Entering the postseason, Corey Kluber was a big question. The Tribe’s ace had suffered a right quadriceps strain in late-September, and had to miss his final start of the regular season. Starting Game Two against the Red Sox, no one knew for sure how healthy or how effective Kluber could be.
The 31-year old right-hander answered those questions with authority, shutting out Boston over seven innings, while yielding just three hits and striking out seven. Cleveland won the game 6-0 and pushed the Red Sox to the brink of elimination, and Josh Tomlin finished the job in Game Three at Fenway Park to send the team to the ALCS.
Kluber wasn’t done, though, taking the ball in Game One of the league championship series against the Toronto Blue Jays and once again throwing a gem. He once again did not allow a run, giving up six hits in 6.1 innings and fanning six as the Indians grabbed a 1-0 series lead.
And he would take the mound once more against the Jays, this time in Game Four, pitching on short rest for the first time in his career. While the Tribe suffered its only loss of the postseason thus far at the Rogers Centre that night, Kluber did his job, allowing a mere two runs on four hits in five innings, and adding another seven strikeouts.

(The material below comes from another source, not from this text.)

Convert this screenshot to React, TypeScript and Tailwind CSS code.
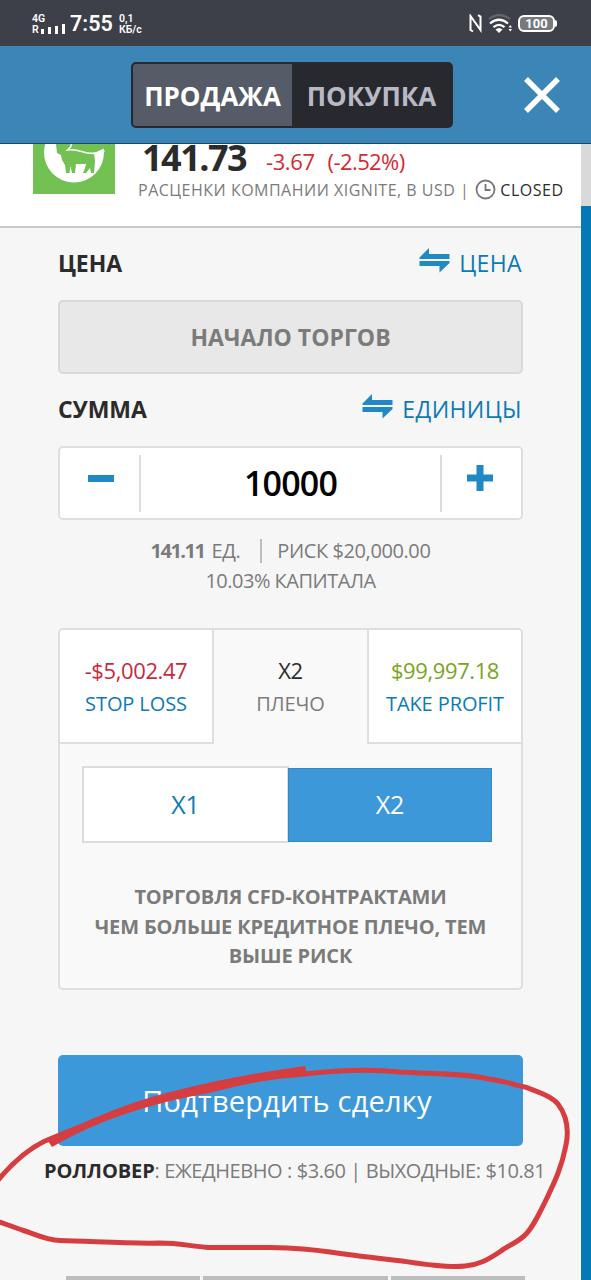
import React from "react";

const SwapIcon = () => (
  <svg className="shrink-0" width="31" height="26" viewBox="0 0 31 26" fill="#2088c4">
    <path d="M0.5 11V9.5L10 0v6h20.5v5z" />
    <path d="M0.5 13h30v2L20.500 24.500v-6.500H0.500z" />
  </svg>
);

const NfcIcon = () => (
  <svg width="13" height="19" viewBox="0 0 13 19" fill="none" stroke="#fff" strokeWidth="2">
    <path d="M4 17.500L1.500 16V2l10 14V2.500L9 1.200" />
  </svg>
);

const WifiIcon = () => (
  <svg width="24" height="19" viewBox="0 0 24 19" fill="none" stroke="#fff" strokeWidth="2.200">
    <path d="M1 5q10-8 21 0" stroke="#64666e" />
    <path d="M2 9.500q9-7.500 18 0M5.500 13.200q5.500-4.500 11 0" />
    <path d="M7.500 15.500q3.500-3 7 0l-3.500 3.500z" fill="#fff" stroke="none" />
    <path d="M20.500 13.500l1.800-2.500 1.700 2.500zM20.500 15l1.800 2.500L24 15z" fill="#fff" stroke="none" />
  </svg>
);

const StatusBar = () => (
  <div className="flex h-[46px] items-center bg-[#3d3f49] pl-[32px] pr-[34px] pt-[1px] font-['Roboto'] text-white">
    <div className="flex h-[22px] w-[33px] flex-col text-[10.500px] font-semibold leading-[11px]">
      <span>4G</span>
      <div className="flex items-end gap-[4px]">
        <span className="w-[5px]">R</span>
        <i className="mb-[1px] h-[5px] w-[3px] bg-white" />
        <i className="mb-[1px] h-[7px] w-[3px] bg-white" />
        <i className="mb-[1px] h-[8px] w-[3px] bg-white" />
        <i className="mb-[1px] h-[10px] w-[3px] bg-white" />
      </div>
    </div>
    <span className="ml-[5px] w-[43px] whitespace-nowrap text-[21.500px] font-semibold leading-none">7:55</span>
    <div className="ml-[6px] text-[10.500px] font-semibold leading-[11px]">
      <div>0,1</div>
      <div>КБ/с</div>
    </div>
    <div className="-mt-[1px] ml-auto flex items-center">
      <NfcIcon />
      <span className="ml-[6px]"><WifiIcon /></span>
      <div className="ml-[6px] flex h-[17px] w-[37px] items-center justify-center rounded-[6px] border-2 border-white bg-[#77797c] text-[13px] font-bold leading-none">
        100
      </div>
      <i className="h-[7px] w-[2px] rounded-r bg-white" />
    </div>
  </div>
);

const Header = () => (
  <div className="flex h-[98px] items-center border-b border-[#1c4867] bg-[#3b85b7] pl-[131px] pr-[31px]">
    <div className="flex h-[66px] w-[322px] overflow-hidden rounded-[5px] border-2 border-[#28292f] bg-[#28292f] text-[26px] font-bold">
      <div className="flex w-[159px] items-center justify-center bg-[#555b67] pt-[3px] text-white">ПРОДАЖА</div>
      <div className="flex flex-1 items-center justify-center pt-[3px] text-[#b9b9c6]">ПОКУПКА</div>
    </div>
    <svg className="ml-auto" width="36" height="36" viewBox="0 0 36 36" stroke="#fff" strokeWidth="5.500">
      <path d="M2 2l32 32M34 2L2 34" />
    </svg>
  </div>
);

const CattleLogo = () => (
  <svg className="ml-[33px] shrink-0" width="82" height="50" viewBox="33 144 82 50">
    <path fill="#72c152" d="M33 144h82v50H33z" />
    <circle cx="74" cy="152.500" r="30" fill="#fff" />
    <path fill="#72c152" d="M56 144l1 9 4 2 1 5 3 5 1 8h3.500l1-7 1.500 7h3l1-9h10l-1 4-2 5h3l4-5 1 5h3l1-12-1-8 11-5v-4z" />
    <path fill="none" stroke="#fff" strokeWidth="1.600" d="M71.500 144l-1 3-3 3q7-1 14 1.500 12 4 23-0.500" />
  </svg>
);

const Quote = () => (
  <div className="flex h-[84px] border-b-2 border-[#c9c9c9] bg-white">
    <CattleLogo />
    <div className="ml-[23px] flex flex-col whitespace-nowrap">
      <div className="flex h-[30px] items-end">
        <span className="-mb-[2px] ml-[4px] w-[124px] text-[36px] font-bold leading-[36px] tracking-[-1.5px] text-[#2b2b2b]">141.73</span>
        <span className="-mb-[1px] text-[22px] leading-[28px] tracking-[-0.4px] text-[#d32a35]">-3.67</span>
        <span className="-mb-[1px] ml-[13px] text-[22px] leading-[28px] tracking-[-0.6px] text-[#d32a35]">(-2.52%)</span>
      </div>
      <div className="flex h-[31px] items-center text-[16px] tracking-[0.5px] text-[#7b7b7b]">
        <span>РАСЦЕНКИ КОМПАНИИ XIGNITE, В USD |</span>
        <svg className="ml-[6px]" width="21" height="21" viewBox="0 0 21 21" fill="none" stroke="#777" strokeWidth="1.800">
          <circle cx="10.500" cy="10.500" r="9" />
          <path d="M10.500 5v6H15.500" />
        </svg>
        <span className="ml-[4px] text-[#2b2b2b]">CLOSED</span>
      </div>
    </div>
  </div>
);

interface FieldHeadProps {
  title: string;
  action: string;
}

const FieldHead: React.FC<FieldHeadProps> = ({ title, action }) => (
  <div className="flex h-[73px] items-center pb-[2px] text-[23px]">
    <span className="font-bold tracking-[-0.1px] text-[#2b2b2b]">{title}</span>
    <span className="-mt-[6px] ml-auto mr-[9px]"><SwapIcon /></span>
    <span className="mr-[1px] font-medium tracking-[0.4px] text-[#0d7ab5]">{action}</span>
  </div>
);

const AmountStepper = () => (
  <div className="-mt-px flex h-[74px] items-center rounded-[5px] border-2 border-[#dedede] bg-white">
    <div className="flex h-[57px] w-[81px] justify-center border-r-2 border-[#dcdcdc] pl-[2px] pt-[20px]">
      <i className="h-[7px] w-[26px] bg-[#2088c4]" />
    </div>
    <div className="flex-1 text-center text-[34px] font-semibold tracking-[-0.8px] text-black">10000</div>
    <div className="flex h-[57px] w-[81px] justify-center border-l-2 border-[#dcdcdc] pr-[3px] pt-[10px]">
      <svg width="26" height="26" viewBox="0 0 26 26" fill="#2088c4">
        <path d="M9.500 0h7v9.500H26v7h-9.500V26h-7v-9.500H0v-7h9.500z" />
      </svg>
    </div>
  </div>
);

const tabs = [
  { value: "-$5,002.47", label: "STOP LOSS", box: "w-[154px] border-b-2 border-r-2 bg-white", color: "text-[#c62b3b]", labelColor: "text-[#0d7ab5]" },
  { value: "X2", label: "ПЛЕЧО", box: "w-[153px]", color: "text-[#2b2b2b]", labelColor: "text-[#7b7b7b]" },
  { value: "$99,997.18", label: "TAKE PROFIT", box: "w-[154px] border-b-2 border-l-2 bg-white", color: "text-[#78a51c]", labelColor: "text-[#0d7ab5]" },
];

const Leverage = () => (
  <div className="mt-[32px] h-[362px] overflow-hidden rounded-[5px] border-2 border-[#dedede] bg-[#f9f9f9]">
    <div className="flex h-[114px]">
      {tabs.map((tab) => (
        <div key={tab.label} className={`flex flex-col items-center whitespace-nowrap border-[#dedede] pt-[24px] ${tab.box}`}>
          <span className={`text-[22px] leading-[33px] tracking-[-0.4px] ${tab.color}`}>{tab.value}</span>
          <span className={`text-[20px] leading-[33px] tracking-[-0.1px] ${tab.labelColor}`}>{tab.label}</span>
        </div>
      ))}
    </div>
    <div className="mx-[22px] mt-[22px] flex h-[77px] items-center text-[25px]">
      <div className="flex h-[77px] w-[207px] items-center justify-center border-2 border-[#dcdcdc] bg-white text-[#0d7ab5]">X1</div>
      <div className="-ml-px flex h-[74px] w-[204px] items-center justify-center border border-[#3c86c0] bg-[#3d98da] text-white">X2</div>
    </div>
    <p className="mt-[39px] text-center text-[20px] font-bold leading-[29.500px] tracking-[-0.15px] text-[#7b7b7b]">
      ТОРГОВЛЯ CFD-КОНТРАКТАМИ
      <br />
      ЧЕМ БОЛЬШЕ КРЕДИТНОЕ ПЛЕЧО, ТЕМ
      <br />
      ВЫШЕ РИСК
    </p>
  </div>
);

// freehand marker loop around the rollover line
const Marker = () => (
  <svg className="pointer-events-none absolute left-0 top-0" width="591" height="1280" viewBox="0 0 591 1280" fill="none">
    <path
      d="M-6 1185C6 1170 24 1151 45 1141C95 1120 150 1101 205 1090C245 1080 275 1076 305 1074C340 1070 370 1069 400 1072C435 1074 463 1073 489 1079C505 1081 515 1085 525 1087C541 1093 552 1097 558 1104C567 1116 569 1130 566 1145C561 1171 552 1187 545 1202C538 1216 532 1229 524 1236C515 1244 507 1246 501 1251C488 1260 478 1265 465 1266C446 1268 422 1264 402 1261C375 1258 350 1255 330 1252C310 1249 290 1248 270 1247.500H208C190 1246 177 1243 160 1243C130 1244 90 1241 60 1240.500C45 1240 35 1234 22 1230L-6 1220"
      stroke="#d63d41"
      strokeWidth="5"
    />
    <path d="M48 1141C80 1123 120 1105 170 1092C215 1080 260 1072 305 1066L307 1074C265 1079 230 1088 205 1094C155 1102 100 1119 52 1147z" fill="#d63d41" />
  </svg>
);

export default function App() {
  return (
    <div className="relative h-[1280px] w-[591px] overflow-hidden bg-[#f6f6f6] font-['Open_Sans',sans-serif]">
      <StatusBar />
      <Header />
      <div className="flex h-[1136px]">
        <div className="w-[581px]">
          <Quote />
          <div className="mx-[58px] w-[465px]">
            <FieldHead title="ЦЕНА" action="ЦЕНА" />
            <div className="-mt-px flex h-[74px] items-center justify-center rounded-[5px] border-2 border-[#d9d9d9] bg-[#e8e8e8] text-[23px] font-bold text-[#7b7b7b]">
              НАЧАЛО ТОРГОВ
            </div>
            <FieldHead title="СУММА" action="ЕДИНИЦЫ" />
            <AmountStepper />
            <div className="mt-[16px] flex h-[30px] items-center justify-center text-[20px] tracking-[-0.4px] text-[#7b7b7b]">
              <b className="tracking-[-1.5px]">141.11</b>
              <span className="ml-[7px]">ЕД.</span>
              <i className="ml-[20px] mr-[15px] h-[24px] w-[2px] bg-[#bcbcbc]" />
              <span>РИСК $20,000.00</span>
            </div>
            <div className="text-center text-[20px] leading-[30px] tracking-[-0.5px] text-[#7b7b7b]">10.03% КАПИТАЛА</div>
            <Leverage />
            <div className="mt-[65px] flex h-[91px] items-center justify-center rounded-[5px] bg-[#3d98da] pr-[7px] text-[29px] tracking-[0.2px] text-white">
              Подтвердить сделку
            </div>
          </div>
          <div className="ml-[44px] mt-[10px] whitespace-nowrap text-[20px] leading-[30px] tracking-[-0.42px] text-[#7b7b7b]">
            <b className="tracking-[-0.1px] text-[#2b2b2b]">РОЛЛОВЕР</b>: ЕЖЕДНЕВНО : $3.60 | ВЫХОДНЫЕ: $10.81
          </div>
          <div className="ml-[66px] mt-[90px] flex h-[4px] gap-[3px]">
            <i className="w-[134px] bg-[#bdbdbd]" />
            <i className="w-[185px] bg-[#bdbdbd]" />
            <i className="w-[134px] bg-[#bdbdbd]" />
          </div>
        </div>
        <div className="w-[10px] bg-[#0479b8]">
          <div className="h-[62px] bg-[#d9d9d9]" />
        </div>
      </div>
      <Marker />
    </div>
  );
}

Kluber is the no-brainer choice to start Game One of the World Series, and with the Cleveland pitching staff still thin due to injuries, may be required to shoulder a big load one more time. The Indians and their fans can feel good about that, because the Klubot has been set to destroy in October.
The Prodigal Son
The big splash made by the Tribe midseason was of course the acquisition of Miller at the July 31st trade deadline, but a much less heralded move has also had a monumental impact in the playoffs. That was the waiver deal that brought Coco Crisp back to Cleveland, the place where his career started in 2002.

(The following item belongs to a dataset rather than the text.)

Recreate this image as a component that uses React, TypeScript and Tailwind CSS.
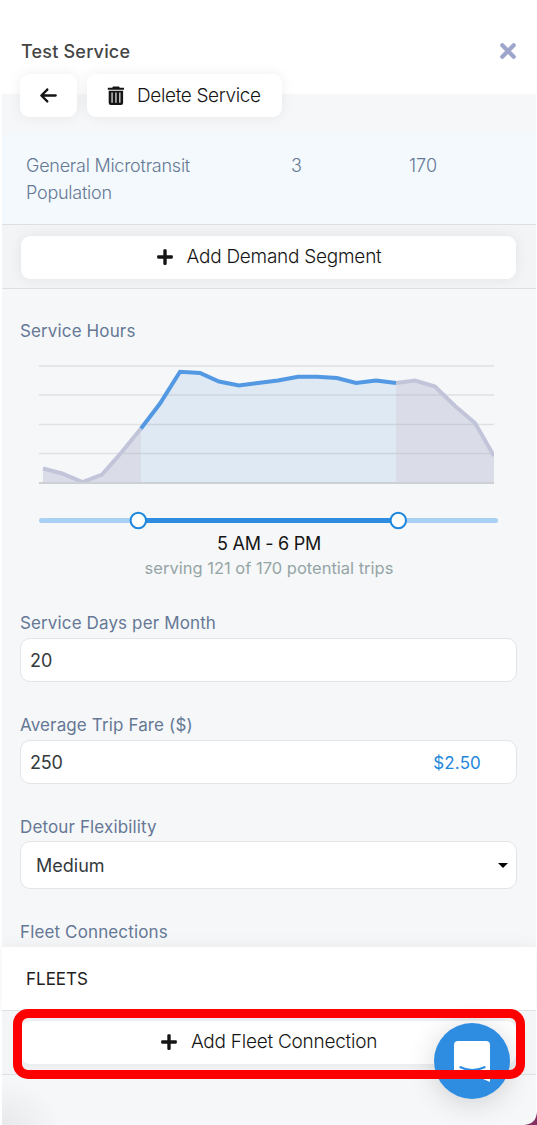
import type { ReactNode } from "react";
import { FaArrowLeft } from "react-icons/fa6";
import { FaPlus } from "react-icons/fa";

const curve: [number, number][] = [
  [43, 468.5], [62, 473.5], [82.5, 482], [102, 474.5], [121, 453], [141, 428.5],
  [160, 403.5], [180, 371.8], [200, 373], [219, 381.5], [239, 385.5], [258, 383],
  [278, 380.5], [298, 376.8], [317, 376.8], [337, 378], [356, 383], [376, 380.5],
  [396, 383], [415, 380.5], [435, 386.5], [455, 406], [475, 423], [494, 456],
];
const toPoints = (p: [number, number][]) => p.map(([x, y]) => `${x},${y}`).join(" ");

function Segment({ from, to, stroke, fill }: { from: number; to: number; stroke: string; fill: string }) {
  const part = curve.slice(from, to + 1);
  const x0 = part[0][0];
  const x1 = part[part.length - 1][0];
  return (
    <g>
      <polygon points={`${x0},483 ${toPoints(part)} ${x1},483`} fill={fill} />
      <polyline points={toPoints(part)} fill="none" stroke={stroke} strokeWidth="4" />
    </g>
  );
}

function HoursChart() {
  return (
    <svg className="ml-[37px] block h-[122px] w-[455px]" viewBox="39 363 455 122">
      {[366, 395, 424.5, 453.5].map((y) => (
        <line key={y} x1="39" x2="494" y1={y} y2={y} stroke="#dfe1e3" strokeWidth="1.4" />
      ))}
      <Segment from={0} to={5} stroke="#c2c5d9" fill="#9ba0c04c" />
      <Segment from={18} to={23} stroke="#c2c5d9" fill="#9ba0c04c" />
      <Segment from={5} to={18} stroke="#5398e2" fill="#3f82d01f" />
      <line x1="39" x2="494" y1="483" y2="483" stroke="#cdd0d4" strokeWidth="2" />
    </svg>
  );
}

function Trash() {
  return (
    <svg className="h-[20px] w-[18px] shrink-0" viewBox="0 0 18 20">
      <path fill="#151515" fillRule="evenodd" d="M6 0.5h6l.8 1.3H17v2H.8v-2h4.4zM1.7 4.8h14.4v12.1a2.1 2.1 0 0 1-2.1 2.1H3.8a2.1 2.1 0 0 1-2.1-2.1zM4.5 6.5v10.3h1.1V6.5zm3.9 0v10.3h1.1V6.5zm3.9 0v10.3h1.1V6.5z" />
    </svg>
  );
}

function Label({ children }: { children: ReactNode }) {
  return <div className="ml-[18px] h-[22px] whitespace-nowrap text-[17px] leading-[22px] tracking-[0.13px] text-[#657895]">{children}</div>;
}

function AddButton({ children }: { children: ReactNode }) {
  return (
    <button className="mx-[19px] flex h-[43px] w-[495px] items-center justify-center gap-[13px] rounded-[9px] bg-white text-[19px] font-light tracking-[-0.25px] text-[#151515] shadow-[0_0_14px_rgba(0,0,0,0.07)]">
      <FaPlus className="size-[18px] -translate-y-px" />
      <span className="whitespace-nowrap">{children}</span>
    </button>
  );
}

export default function App() {
  return (
    <div className="relative h-[1125px] w-[537px] overflow-hidden bg-white pl-[2px] font-['Inter','Liberation_Sans',sans-serif]">
      <div className="flex h-[1125px] w-[534px] flex-col bg-[#f5f7f9]">
        <header className="flex h-[94px] shrink-0 items-start justify-between bg-white pt-[40px] pr-[20px] pl-[19px]">
          <h1 className="text-[18px] leading-[24px] font-medium tracking-[0.2px] text-[#454545]">Test Service</h1>
          <svg className="mt-[3px] h-[16px] w-[16px]" viewBox="0 0 16 16">
            <path d="M2.3 2.3 13.7 13.7M13.7 2.3 2.3 13.7" stroke="#9fa6cb" strokeWidth="4.2" strokeLinecap="round" />
          </svg>
        </header>
        <div className="relative -mt-[20px] ml-[18px] flex h-[43px] shrink-0 gap-[10px]">
          <button className="flex w-[57px] items-center justify-center rounded-[9px] bg-white text-[#151515] shadow-[0_0_14px_rgba(0,0,0,0.07)]">
            <FaArrowLeft className="size-[19px]" />
          </button>
          <button className="flex w-[195px] items-center gap-[12px] rounded-[9px] bg-white pl-[20px] text-[19px] font-light tracking-[-0.36px] text-[#151515] shadow-[0_0_14px_rgba(0,0,0,0.07)]">
            <Trash />
            <span className="translate-y-px whitespace-nowrap">Delete Service</span>
          </button>
        </div>
        <div className="mt-[17px] flex h-[90px] shrink-0 bg-[#f3f9fc] pt-[18px] pl-[24px] text-[18px] leading-[27px] font-light tracking-[-0.25px] text-[#657895]">
          <div className="w-[265px]">General Microtransit<br />Population</div>
          <div className="w-[118px]">3</div>
          <div className="tracking-normal">170</div>
        </div>
        <div className="h-[65px] shrink-0 overflow-hidden border-y border-[#dddfe1] bg-[#f3f4f6] pt-[11px]">
          <AddButton>Add Demand Segment</AddButton>
        </div>
        <div className="mt-[31px]"><Label>Service Hours</Label></div>
        <div className="mt-[21px]"><HoursChart /></div>
        <svg className="mt-[26px] ml-[37px] block h-[19px] w-[459px] shrink-0" viewBox="0 0 459 19">
          <rect x="0" y="7" width="459" height="5" rx="2.5" fill="#a8d1f3" />
          <rect x="99" y="7" width="260" height="5" fill="#2e8de0" />
          <circle cx="99.3" cy="9.5" r="7.7" fill="white" stroke="#1e87dc" strokeWidth="2" />
          <circle cx="359.3" cy="9.5" r="7.7" fill="white" stroke="#1e87dc" strokeWidth="2" />
        </svg>
        <div className="mt-[2px] h-[24px] text-center text-[18px] leading-[24px] tracking-[-0.3px] text-[#151515]">5 AM - 6 PM</div>
        <div className="h-[24px] text-center text-[16.5px] leading-[24px] text-[#95a5a6]">serving 121 of 170 potential trips</div>
        <div className="mt-[32px]"><Label>Service Days per Month</Label></div>
        <div className="mt-[4px] ml-[18px] flex h-[44px] w-[497px] shrink-0 items-center rounded-[10px] border border-[#e2e4e5] bg-white px-[9px] text-[18px] text-[#343a3c]">20</div>
        <div className="mt-[32px]"><Label>Average Trip Fare ($)</Label></div>
        <div className="mt-[4px] ml-[18px] flex h-[44px] w-[497px] shrink-0 items-center justify-between rounded-[10px] border border-[#e2e4e5] bg-white pr-[35px] pl-[9px] text-[18px] tracking-[-0.2px] text-[#343a3c]">
          <span>250</span><span className="translate-y-[2px] text-[17px] tracking-[0.15px] text-[#1e87dc]">$2.50</span>
        </div>
        <div className="mt-[32px]"><Label>Detour Flexibility</Label></div>
        <div className="mt-[3px] ml-[18px] flex h-[48px] w-[497px] shrink-0 items-center justify-between rounded-[10px] border border-[#e2e4e5] bg-white pr-[8px] pl-[15px] text-[18px] text-[#343a3c]">
          <span>Medium</span>
          <svg className="h-[5px] w-[10px]" viewBox="0 0 10 5"><path d="M0 0h10L5 5z" fill="#050505" /></svg>
        </div>
        <div className="mt-[32px]"><Label>Fleet Connections</Label></div>
        <div className="mt-[4px] flex h-[63px] shrink-0 items-center bg-white pt-[2px] pl-[24px] text-[17px] text-[#222] shadow-[0_0_18px_rgba(0,0,0,0.06)]">FLEETS</div>
        <div className="relative h-[65px] shrink-0 border-y border-[#dfe2e4] bg-[#f4f5f7] pt-[10px]">
          <AddButton>Add Fleet Connection</AddButton>
        </div>
      </div>
      <div className="absolute bottom-0 left-[2px] h-[45px] w-[60px] bg-[radial-gradient(ellipse_at_bottom_left,rgba(0,0,0,0.06),transparent_70%)]" />
      <svg className="absolute right-0 bottom-0 h-[13px] w-[13px]" viewBox="0 0 12 12"><path d="M12 0v12H0C8 11 11 8 12 0z" fill="#873064" /></svg>
      <div className="absolute top-[1023px] left-[434px] size-[76px] rounded-full bg-[#2e8de0] shadow-[0_4px_28px_rgba(0,0,0,0.16)]">
        <svg className="h-full w-full" viewBox="0 0 76 76">
          <path d="M24 18h28a4 4 0 0 1 4 4v37l-7-3H24a4 4 0 0 1-4-4V22a4 4 0 0 1 4-4z" fill="white" />
          <path d="M26.5 44.3Q38 50 50.5 44.3" fill="none" stroke="#2e8de0" strokeWidth="2.3" strokeLinecap="round" />
        </svg>
      </div>
      <div className="absolute top-[1009px] left-[13px] h-[70px] w-[512px] rounded-[15px] border-[9px] border-[#ff0000]" />
    </div>
  );
}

Crisp is no longer the everyday, all-star caliber, impact player that he once was, but his fingerprints have been all over the Indians’ current run.
The moment that will be replayed for quite some time came in the ALDS-clinching win in Boston, when in the sixth inning of a 2-1 ballgame, Crisp belted a hanging breaking ball from Drew Pomeranz over the Green Monster in left field for a two-run home run that ended up being the deciding factor in the game.
The 36-year old was also key to the Tribe’s ALCS victory, first robbing Toronto’s Josh Donaldson of a hit and certain RBIs in the seventh inning of Game Three. With Cleveland leading 4-2, last year’s AL MVP sent a sinking liner into left with two outs and two on, and Crisp, not exactly known for his glove these days, made a diving catch to end the threat.
He also homered off Jays’ starter Marco Estrada in the clinching win in Game Five, extending the Indians’ lead to 3-0 and giving the pitching staff a more comfortable cushion to work with.
It seemed insignificant at the time, merely a move for outfield depth with the looming postseason ineligibility of Abraham Almonte, but the acquisition of Crisp has been yet another master stroke by the Cleveland front office. Without the guy named Covelli, the Indians might not be knocking on the door of a title.
The Budding Superstar
Lindor has had quite the year in his first full season in the big leagues. He avoided the dreaded sophomore slump, slashing .301/.358/.435 in 158 games, with 30 doubles, 15 home runs, 78 RBIs, 19 stolen bases, and a 5.7 bWAR that was tops on the team among position players.
The 22-year old also made his first all-star team and is among the frontrunners at shortstop to take home the American Gold Glove award, but he’s had a coming out party in the playoffs.
There was the home run in the first game of the division series against Boston, of course, but the full weight of Lindor’s talents was brought to bear on the ALCS as he introduced himself to the national television audience at the plate and in the field.
His two-run homer in Game One against Toronto broke a scoreless a tie in the sixth inning and proved to be the only runs in the game. A day later, his third inning RBI single was also the game-winner in a tight 2-1 victory.
Lindor has also flashed his glove for so many unbelievable defensive plays, they can’t all be listed. There’s a reason he led all AL shortstops in Baseball-Reference’s total zone runs.
But perhaps most importantly has been the unbridled joy and enthusiasm he brings to the game. His 1,000-watt smile doesn’t just play well to fans watching the games, but helps to infuse positive energy into his teammates and the crowd at the stadium. During hard-fought postseason games, that may mean more than any homer or double play turned.
The Secret Weapon
Remember that line about heroes being made in October? Ryan Merritt’s performance in the clinching victory of the ALCS is exactly what it’s talking about.
A 24-year old, soft-tossing rookie with just 11 big league innings under his belt taking the ball against a prolific lineup with a trip to the World Series on the line? Being called out by one of baseball’s biggest sluggers before the game? Then calmly and cooly silencing those bats and everyone who said it was impossible? That’s the stuff of legends.
In MLB history, only one pitcher had started a postseason game with less experience, yet Merritt looked like a 10-year veteran as he allowed just two soft hits in 4.1 innings of work, striking out three and not issuing a walk. Without that kind of moment, the series may have been headed back to Cleveland.
It’s not written in stone, but one would imagine that, given the still-thin starting rotation for Cleveland, Merritt’s playoff experience in 2016 is not over. There’s an excellent chance that he starts a game in the World Series and adds to his improbable story.
No team reaches the World Series without making big plays and getting big performances, and the Indians are no different. On the doorstep of baseball immortality, the Tribe has to hope there are plenty more of those moments coming and new heroes to announce themselves. If there are, Cleveland could be celebrating the improbable once again.